The stratigraphic analysis also provides an understanding of the climatic conditions at the time the footprints were made. Pliocene sediments indicate that the environment was more humid and productive than the present. Changes in climate that led to a shift from forest to grassland environments strongly correlate with bipedalism and upright posture in hominins. This perhaps started the bipedal evolution of the hominins discovered at Laetoli.
Conservation and Preservation
Having been recorded, the Laetoli footprints were reburied in 1979. This was a then-new method of preservation. Acacia trees re-vegetated the site. Giving rise to fears of root growth. A GCI-Tanzanian team investigated this in 1992. They opened a 3-by-3 metre trench, which revealed that roots had ruined the footprints. Conversely, the part of the trackway untouched by root growth remained well-preserved. The success of this experiment gave rise to increased use of reburying for site preservation.
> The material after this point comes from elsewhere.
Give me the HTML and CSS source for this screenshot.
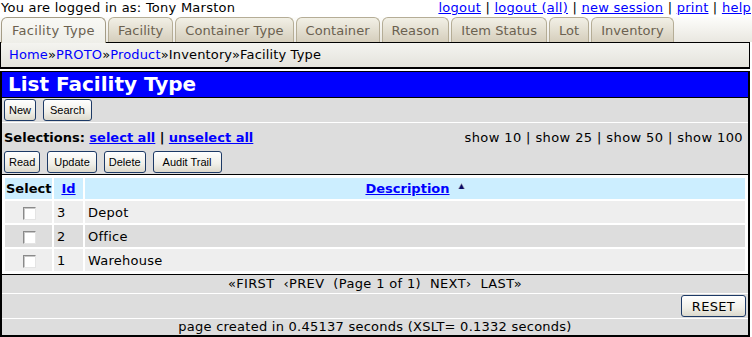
FILE: index.html
```html
<!DOCTYPE html>
<html>
<head>
<meta charset="utf-8">
<title>List Facility Type</title>
<link rel="stylesheet" href="styles.css">
</head>
<body>
<div class="topbar">
  <span class="user">You are logged in as: Tony Marston</span>
  <span class="links"><a href="#">logout</a> | <a href="#">logout (all)</a> | <a href="#">new session</a> | <a href="#">print</a> | <a href="#">help</a></span>
</div>
<div class="tabs">
  <a class="tab active" href="#">Facility Type</a>
  <a class="tab" href="#">Facility</a>
  <a class="tab" href="#">Container Type</a>
  <a class="tab" href="#">Container</a>
  <a class="tab" href="#">Reason</a>
  <a class="tab" href="#">Item Status</a>
  <a class="tab" href="#">Lot</a>
  <a class="tab" href="#">Inventory</a>
</div>
<div class="crumbs"><a href="#">Home</a>»<a href="#">PROTO</a>»<a href="#">Product</a>»Inventory»Facility Type</div>
<div class="main">
  <h1 class="title">List Facility Type</h1>
  <div class="navbar">
    <button class="btn">New</button>
    <button class="btn mid">Search</button>
  </div>
  <div class="actions">
    <div class="selrow">
      <span class="sel"><b>Selections:</b> <a href="#">select all</a> <b>|</b> <a href="#">unselect all</a></span>
      <span class="show">show 10 | show 25 | show 50 | show 100</span>
    </div>
    <div class="btnrow">
      <button class="btn">Read</button>
      <button class="btn mid">Update</button>
      <button class="btn">Delete</button>
      <button class="btn wide">Audit Trail</button>
    </div>
  </div>
  <div class="tablewrap">
    <table class="grid">
      <colgroup><col class="w-sel"><col class="w-id"><col></colgroup>
      <thead>
        <tr>
          <th class="c-sel">Select</th>
          <th class="c-id"><a href="#">Id</a></th>
          <th class="c-desc"><a href="#">Description</a><svg class="sort" width="7" height="6" viewBox="0 0 7 6"><path d="M3.5 0 L7 6 L0 6 Z" fill="#9a9aa8"/><path d="M3.5 1 L6 6 L1 6 Z" fill="#0a0a6a"/></svg></th>
        </tr>
      </thead>
      <tbody>
        <tr class="odd"><td class="c-sel"><span class="cb"></span></td><td>3</td><td>Depot</td></tr>
        <tr class="even"><td class="c-sel"><span class="cb"></span></td><td>2</td><td>Office</td></tr>
        <tr class="odd"><td class="c-sel"><span class="cb"></span></td><td>1</td><td>Warehouse</td></tr>
      </tbody>
    </table>
  </div>
  <div class="pager">«FIRST&nbsp; ‹PREV&nbsp; (Page 1 of 1)&nbsp; NEXT›&nbsp; LAST»</div>
  <div class="resetbar"><button class="btn reset">RESET</button></div>
  <div class="footer">page created in 0.45137 seconds (XSLT= 0.1332 seconds)</div>
</div>
</body>
</html>
```
FILE: styles.css
```css
* { box-sizing: border-box; }
body {
  margin: 0;
  width: 752px;
  font-family: "DejaVu Sans", Verdana, sans-serif;
  font-size: 13px;
  letter-spacing: 0.25px;
  color: #000;
  background: #fff;
}
a { color: #0000ff; }
b, th, .sel a, .title { letter-spacing: 0; }

.topbar {
  display: flex;
  justify-content: space-between;
  height: 17px;
  line-height: 15px;
  padding-left: 1px;
}
.topbar .links { padding-right: 1px; }

.tabs {
  display: flex;
  gap: 2px;
  height: 25px;
  padding-left: 1px;
  background: linear-gradient(#fdfdfb, #e9e7e0);
  position: relative;
}
.tab {
  display: flex;
  align-items: center;
  padding: 0 9px;
  height: 25px;
  color: #6b6150;
  letter-spacing: 0.05px;
  text-decoration: none;
  border: 1px solid #b5ad96;
  border-bottom: none;
  border-radius: 6px 6px 0 0;
  background: linear-gradient(#f2f0e6, #d5cebc);
}
.tab.active {
  background: linear-gradient(#f9f9f5, #eeeee8);
  border-color: #a49c86;
  height: 26px;
  padding: 0 10px 0 10px;
  letter-spacing: 0.3px;
  position: relative;
  z-index: 2;
}

.crumbs {
  height: 27px;
  width: 750px;
  border: 1px solid #000;
  border-bottom-width: 2px;
  background: linear-gradient(#f4f4f0, #e4e3dc);
  padding: 3px 0 0 8px;
  line-height: 18px;
  letter-spacing: 0.15px;
}
.crumbs a { text-decoration: none; }

.main {
  margin-top: 2px;
  width: 750px;
  border: 2px solid #000;
  border-top-width: 1px;
}
.title {
  margin: 0;
  height: 26px;
  background: #0000ff;
  color: #fff;
  font-size: 20px;
  font-weight: bold;
  line-height: 24px;
  padding-left: 6px;
  border-bottom: 1px solid #000;
}
.navbar {
  display: flex;
  gap: 7px;
  align-items: center;
  height: 25px;
  padding-left: 2px;
  background: #dddddd;
  border-bottom: 1px solid #fff;
}
.btn {
  font-family: "Liberation Sans", Arial, sans-serif;
  font-size: 11px;
  letter-spacing: 0;
  height: 22px;
  padding: 0 4px;
  color: #000;
  border: 1px solid #1d3a66;
  border-radius: 3px;
  background: linear-gradient(#ffffff, #f0efe8 60%, #dcd9cc);
}
.btn.mid { padding: 0 6px; }
.btn.wide { padding: 0 9px; }
.actions {
  background: #dddddd;
  height: 51px;
  padding: 0 2px;
}
.selrow {
  display: flex;
  justify-content: space-between;
  align-items: center;
  height: 28px;
  padding-left: 0;
}
.sel a { font-weight: bold; }
.show { padding-right: 3px; letter-spacing: 0.4px; }
.btnrow {
  display: flex;
  gap: 7px;
  align-items: center;
}

.tablewrap {
  border-top: 1px solid #000;
  border-bottom: 1px solid #000;
  padding: 1px;
  background: #fff;
}
.grid {
  width: 100%;
  table-layout: fixed;
  border-spacing: 2px;
}
.grid .w-sel { width: 47px; }
.grid .w-id { width: 29px; }
.grid th, .grid td {
  padding: 0 3px;
  text-align: left;
  font-weight: normal;
  white-space: nowrap;
}
.grid th {
  background: #cceeff;
  height: 21px;
  font-weight: bold;
  text-align: center;
  padding: 0 1px;
}
.grid td { height: 22px; }
.grid td.c-sel { text-align: center; padding-left: 4px; }
.sort { vertical-align: top; margin-left: 8px; margin-top: 2px; }
.odd td { background: #eeeeee; }
.even td { background: #dddddd; }
.cb {
  display: inline-block;
  width: 13px;
  height: 13px;
  vertical-align: middle;
  border: 1px solid;
  border-color: #8a8a8a #e4e4e4 #e4e4e4 #8a8a8a;
  background: #fff;
  box-shadow: inset 1px 1px 0 #c8c8c8;
}

.pager {
  background: #dddddd;
  height: 19px;
  line-height: 18px;
  text-align: center;
  border-bottom: 1px solid #fff;
  letter-spacing: 0.35px;
}
.resetbar {
  background: #dddddd;
  height: 25px;
  display: flex;
  justify-content: flex-end;
  align-items: center;
  padding-right: 2px;
  border-bottom: 1px solid #fff;
}
.btn.reset {
  font-family: "DejaVu Sans", Verdana, sans-serif;
  font-size: 13px;
  letter-spacing: 0.3px;
  padding: 0 10px;
}
.footer {
  background: #dddddd;
  height: 16px;
  line-height: 16px;
  text-align: center;
}
```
Steps were taken to stop erosion in 1993. The original pathway was reconstructed, and new casts were built. Since the pathway is quite fragile, the new cast was used to guide the re-excavation works done in the area. A group of specialists that included Fiona Marshall excavated half of the pathway again to document its condition, stabilize the surface, pluck dead roots and rebury them with artificial geotextile materials, which allow the surface of the trackway to breathe and protect it against root growth.
There have been proposals to lift the track and move it to a confined location. However, the cost outweighs the benefits – a huge amount of money and extensive research would be required, and there is the risk of damage or loss. Therefore, burial looks like the most efficient preservation method.